The state and attorneys for the Public Committee against Torture in Israel (PCATI) clashed sharply in the High Court of Justice on Sunday over whether Israel's policy of targeted assassinations against Palestinian terrorists is legal.
The PCATI submitted a petition against targeted assassinations in 2002, but hearings were halted 10 months ago when the state announced it was suspending the policy. The High Court decided to resume the hearings after the government declared it was renewing the policy following the IDF withdrawal from the Gaza Strip in September.
According to the petitioners, represented by attorneys Avigdor Feldman and Michael Sfard, targeted assassinations violate international humanitarian law. According to the laws of belligerent occupation (part of international humanitarian law), Israel was responsible for the welfare of the Palestinians under its occupation, they said. The law stipulated that the army could only kill enemy fighters who were uniformed and carried weapons, or civilians for such time as they took an active part in hostilities, they added.

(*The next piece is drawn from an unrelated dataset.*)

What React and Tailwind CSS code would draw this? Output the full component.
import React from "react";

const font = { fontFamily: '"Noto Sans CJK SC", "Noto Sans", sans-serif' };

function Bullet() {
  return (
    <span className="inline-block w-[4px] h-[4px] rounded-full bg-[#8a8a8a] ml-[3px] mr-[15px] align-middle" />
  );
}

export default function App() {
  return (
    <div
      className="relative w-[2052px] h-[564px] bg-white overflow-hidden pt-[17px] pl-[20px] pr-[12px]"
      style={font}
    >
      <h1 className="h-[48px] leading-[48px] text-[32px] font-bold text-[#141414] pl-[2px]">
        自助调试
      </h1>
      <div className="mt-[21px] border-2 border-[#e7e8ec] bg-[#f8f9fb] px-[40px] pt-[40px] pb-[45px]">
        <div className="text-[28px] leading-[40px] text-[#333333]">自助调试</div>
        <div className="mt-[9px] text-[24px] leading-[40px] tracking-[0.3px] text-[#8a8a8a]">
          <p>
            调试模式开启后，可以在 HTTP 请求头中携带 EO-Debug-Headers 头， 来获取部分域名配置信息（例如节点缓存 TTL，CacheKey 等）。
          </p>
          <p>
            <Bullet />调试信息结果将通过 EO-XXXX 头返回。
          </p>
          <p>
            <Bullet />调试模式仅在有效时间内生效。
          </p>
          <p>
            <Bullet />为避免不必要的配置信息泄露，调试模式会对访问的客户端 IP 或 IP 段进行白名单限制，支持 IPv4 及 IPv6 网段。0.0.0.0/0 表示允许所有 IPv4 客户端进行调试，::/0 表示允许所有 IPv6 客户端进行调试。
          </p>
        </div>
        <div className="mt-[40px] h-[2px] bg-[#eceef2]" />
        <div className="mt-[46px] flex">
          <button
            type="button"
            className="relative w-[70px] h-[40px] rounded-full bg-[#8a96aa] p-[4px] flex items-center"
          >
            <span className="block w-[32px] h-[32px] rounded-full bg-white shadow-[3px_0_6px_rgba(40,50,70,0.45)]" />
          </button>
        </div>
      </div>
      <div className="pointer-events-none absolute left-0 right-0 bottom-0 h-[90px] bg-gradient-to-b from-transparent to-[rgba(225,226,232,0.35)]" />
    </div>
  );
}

According to Feldman and Sfard, this meant that IDF soldiers could only kill a Palestinian during the time he was actively engaged in shooting or carrying out other terrorist actions against Israeli targets. This same Palestinian, when not actively involved in acts of terrorism, was regarded as a civilian by international law and could therefore not be harmed, they said.
The state, represented by attorney Shai Nitzan, told the court that since Israel had withdrawn from the Gaza Strip, it did not hold the area in belligerent occupation and therefore the petition could not apply to Israeli actions in that area. Furthermore, 95 percent of the targeted assassinations perpetrated by the army since the beginning of the so-called Aksa intifada had taken place in Gaza, where Israeli forces were not present in large parts of the territory and could not arrest suspected terrorists, he said.

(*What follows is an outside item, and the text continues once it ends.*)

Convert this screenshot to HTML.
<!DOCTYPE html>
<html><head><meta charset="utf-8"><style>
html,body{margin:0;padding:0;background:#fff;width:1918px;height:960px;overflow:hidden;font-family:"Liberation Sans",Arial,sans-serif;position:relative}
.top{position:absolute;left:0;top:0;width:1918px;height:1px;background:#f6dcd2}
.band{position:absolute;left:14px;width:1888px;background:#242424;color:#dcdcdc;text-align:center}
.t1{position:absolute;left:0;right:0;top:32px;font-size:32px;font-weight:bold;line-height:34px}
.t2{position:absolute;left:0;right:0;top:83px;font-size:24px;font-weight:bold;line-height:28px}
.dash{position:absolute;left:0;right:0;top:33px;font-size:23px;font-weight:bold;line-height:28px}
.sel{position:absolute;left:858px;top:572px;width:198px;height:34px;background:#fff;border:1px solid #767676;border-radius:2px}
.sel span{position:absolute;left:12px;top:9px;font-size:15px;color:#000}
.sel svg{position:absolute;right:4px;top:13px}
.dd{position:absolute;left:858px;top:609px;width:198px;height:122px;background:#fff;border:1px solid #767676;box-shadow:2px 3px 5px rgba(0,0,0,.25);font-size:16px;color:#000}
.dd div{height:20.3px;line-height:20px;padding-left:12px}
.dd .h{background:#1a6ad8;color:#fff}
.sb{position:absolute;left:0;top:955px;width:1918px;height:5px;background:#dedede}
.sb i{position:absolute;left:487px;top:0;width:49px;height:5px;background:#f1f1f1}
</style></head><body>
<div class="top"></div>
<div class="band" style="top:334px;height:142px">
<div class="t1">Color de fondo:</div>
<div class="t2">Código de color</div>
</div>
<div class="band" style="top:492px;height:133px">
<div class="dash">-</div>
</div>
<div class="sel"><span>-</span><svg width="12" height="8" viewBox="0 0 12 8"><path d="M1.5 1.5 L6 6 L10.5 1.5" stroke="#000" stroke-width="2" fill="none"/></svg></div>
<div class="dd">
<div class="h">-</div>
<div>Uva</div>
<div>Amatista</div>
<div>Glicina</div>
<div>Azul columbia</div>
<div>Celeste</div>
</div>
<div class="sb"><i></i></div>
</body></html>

Nitzan said even in the West Bank, where Israel was clearly the occupying force, it was entitled to use targeted assassinations when necessary. When it came to confronting terrorism, he argued, it was not the laws of belligerent occupation but the laws of armed conflict that applied. According to this law, Israel was not obliged to protect terrorists and had the right to kill them, he said.
Nitzan said the state's argument was based on three claims: The first was that in an armed conflict with a terrorist organization, "fighters" are defined as all those participating in the overall direction, planning and execution of terrorist acts. Secondly, even if terrorists are not defined as fighters but civilians, international humanitarian law stated that civilians could be killed "for such time as they take an active part in hostilities."
Nitzan then offered a definition of the term "take an active part in hostilities." The petitioners maintained that a civilian was taking an active part in hostilities only when he fired his rifle or detonated a bomb. According to Nitzan, taking an active part in hostilities meant "being systematically involved in acts of terror."
Finally, what does the law mean by the words "for such time as?" The petitioners maintained that "for such time as" meant that a civilian may be killed only during the time he was actively involved in a terrorist act. According to Nitzan, "for such time as" meant "for as long as the person takes an active role in terrorism."